- _SUPPLIED DATA_:

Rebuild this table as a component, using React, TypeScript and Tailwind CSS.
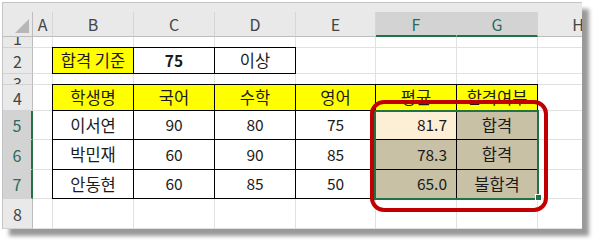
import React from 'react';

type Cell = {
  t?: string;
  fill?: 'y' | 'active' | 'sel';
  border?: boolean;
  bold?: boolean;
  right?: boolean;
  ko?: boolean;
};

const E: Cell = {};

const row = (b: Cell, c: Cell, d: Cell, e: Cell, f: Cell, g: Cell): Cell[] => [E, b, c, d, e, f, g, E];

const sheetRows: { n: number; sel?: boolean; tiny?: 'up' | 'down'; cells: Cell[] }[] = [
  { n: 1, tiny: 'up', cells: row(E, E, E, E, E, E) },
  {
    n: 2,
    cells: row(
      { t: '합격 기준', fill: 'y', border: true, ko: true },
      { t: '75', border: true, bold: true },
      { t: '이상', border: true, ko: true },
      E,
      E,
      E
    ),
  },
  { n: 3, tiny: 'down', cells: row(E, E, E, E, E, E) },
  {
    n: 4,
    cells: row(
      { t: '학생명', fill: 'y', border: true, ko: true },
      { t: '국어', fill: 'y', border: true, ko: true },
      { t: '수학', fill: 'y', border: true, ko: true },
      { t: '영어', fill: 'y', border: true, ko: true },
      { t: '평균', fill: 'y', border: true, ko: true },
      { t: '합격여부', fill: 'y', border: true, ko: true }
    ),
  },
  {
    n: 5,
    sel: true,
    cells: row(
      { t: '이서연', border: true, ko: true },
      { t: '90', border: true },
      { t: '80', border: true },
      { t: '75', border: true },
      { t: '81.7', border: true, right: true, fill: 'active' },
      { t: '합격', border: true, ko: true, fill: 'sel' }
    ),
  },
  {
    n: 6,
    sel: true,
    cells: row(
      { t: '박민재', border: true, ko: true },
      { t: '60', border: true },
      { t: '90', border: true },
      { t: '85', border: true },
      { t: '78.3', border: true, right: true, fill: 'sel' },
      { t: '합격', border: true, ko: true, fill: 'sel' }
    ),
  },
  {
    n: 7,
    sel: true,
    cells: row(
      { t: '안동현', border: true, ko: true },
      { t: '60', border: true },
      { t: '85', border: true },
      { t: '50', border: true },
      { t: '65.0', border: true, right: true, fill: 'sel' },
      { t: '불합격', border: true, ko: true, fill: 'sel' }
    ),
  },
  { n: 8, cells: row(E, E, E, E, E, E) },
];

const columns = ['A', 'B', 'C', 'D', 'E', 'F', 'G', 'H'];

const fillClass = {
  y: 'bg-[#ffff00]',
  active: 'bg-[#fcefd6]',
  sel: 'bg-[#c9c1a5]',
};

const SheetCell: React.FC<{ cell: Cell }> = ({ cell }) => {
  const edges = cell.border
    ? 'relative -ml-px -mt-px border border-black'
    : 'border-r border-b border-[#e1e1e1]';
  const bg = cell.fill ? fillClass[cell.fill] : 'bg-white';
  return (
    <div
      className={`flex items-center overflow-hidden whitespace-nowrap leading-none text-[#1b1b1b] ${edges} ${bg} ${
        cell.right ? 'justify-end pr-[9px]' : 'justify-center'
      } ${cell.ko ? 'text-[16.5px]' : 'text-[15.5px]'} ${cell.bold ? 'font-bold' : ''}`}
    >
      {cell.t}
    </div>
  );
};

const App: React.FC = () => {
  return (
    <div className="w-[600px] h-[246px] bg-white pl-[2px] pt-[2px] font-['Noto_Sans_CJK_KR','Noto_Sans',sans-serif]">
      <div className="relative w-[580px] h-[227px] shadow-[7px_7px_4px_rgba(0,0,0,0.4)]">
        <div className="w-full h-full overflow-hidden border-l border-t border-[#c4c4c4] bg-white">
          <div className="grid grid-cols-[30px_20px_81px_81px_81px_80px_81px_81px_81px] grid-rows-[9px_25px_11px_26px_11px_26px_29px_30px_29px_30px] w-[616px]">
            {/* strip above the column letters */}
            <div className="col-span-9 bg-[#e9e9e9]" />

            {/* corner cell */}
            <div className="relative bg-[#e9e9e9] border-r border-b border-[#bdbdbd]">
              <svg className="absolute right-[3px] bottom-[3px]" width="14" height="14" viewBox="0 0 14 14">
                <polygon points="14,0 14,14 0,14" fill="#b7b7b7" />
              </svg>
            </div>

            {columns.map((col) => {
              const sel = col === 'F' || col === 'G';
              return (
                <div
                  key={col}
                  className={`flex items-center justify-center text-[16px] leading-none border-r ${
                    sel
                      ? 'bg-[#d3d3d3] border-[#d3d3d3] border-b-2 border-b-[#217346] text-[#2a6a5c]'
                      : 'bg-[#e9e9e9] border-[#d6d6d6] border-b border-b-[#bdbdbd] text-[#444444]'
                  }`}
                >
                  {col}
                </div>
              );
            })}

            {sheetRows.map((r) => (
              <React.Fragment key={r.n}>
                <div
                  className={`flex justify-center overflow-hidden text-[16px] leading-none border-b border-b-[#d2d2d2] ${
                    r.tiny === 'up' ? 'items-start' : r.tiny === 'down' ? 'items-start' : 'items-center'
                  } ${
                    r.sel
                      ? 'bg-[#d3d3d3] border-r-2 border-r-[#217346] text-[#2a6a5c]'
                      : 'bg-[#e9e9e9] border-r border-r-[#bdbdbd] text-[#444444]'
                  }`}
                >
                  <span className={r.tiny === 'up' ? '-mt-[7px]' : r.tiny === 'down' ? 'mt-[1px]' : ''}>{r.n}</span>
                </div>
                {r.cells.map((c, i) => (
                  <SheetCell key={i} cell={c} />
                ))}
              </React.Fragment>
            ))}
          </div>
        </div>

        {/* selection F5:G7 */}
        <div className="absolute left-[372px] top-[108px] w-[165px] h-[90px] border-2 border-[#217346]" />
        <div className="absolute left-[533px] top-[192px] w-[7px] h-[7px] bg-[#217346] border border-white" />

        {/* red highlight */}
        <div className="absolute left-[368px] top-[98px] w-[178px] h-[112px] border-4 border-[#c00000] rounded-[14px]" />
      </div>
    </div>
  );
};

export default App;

- _EXERCISE AIM_:
Go from the first line of the data above to the line containing "d, e, f, g, E];" and retype exactly those lines, both included, but none of the pictures.

- _THE SOLUTION_:
Rebuild this table as a component, using React, TypeScript and Tailwind CSS.
import React from 'react';

type Cell = {
  t?: string;
  fill?: 'y' | 'active' | 'sel';
  border?: boolean;
  bold?: boolean;
  right?: boolean;
  ko?: boolean;
};

const E: Cell = {};

const row = (b: Cell, c: Cell, d: Cell, e: Cell, f: Cell, g: Cell): Cell[] => [E, b, c, d, e, f, g, E];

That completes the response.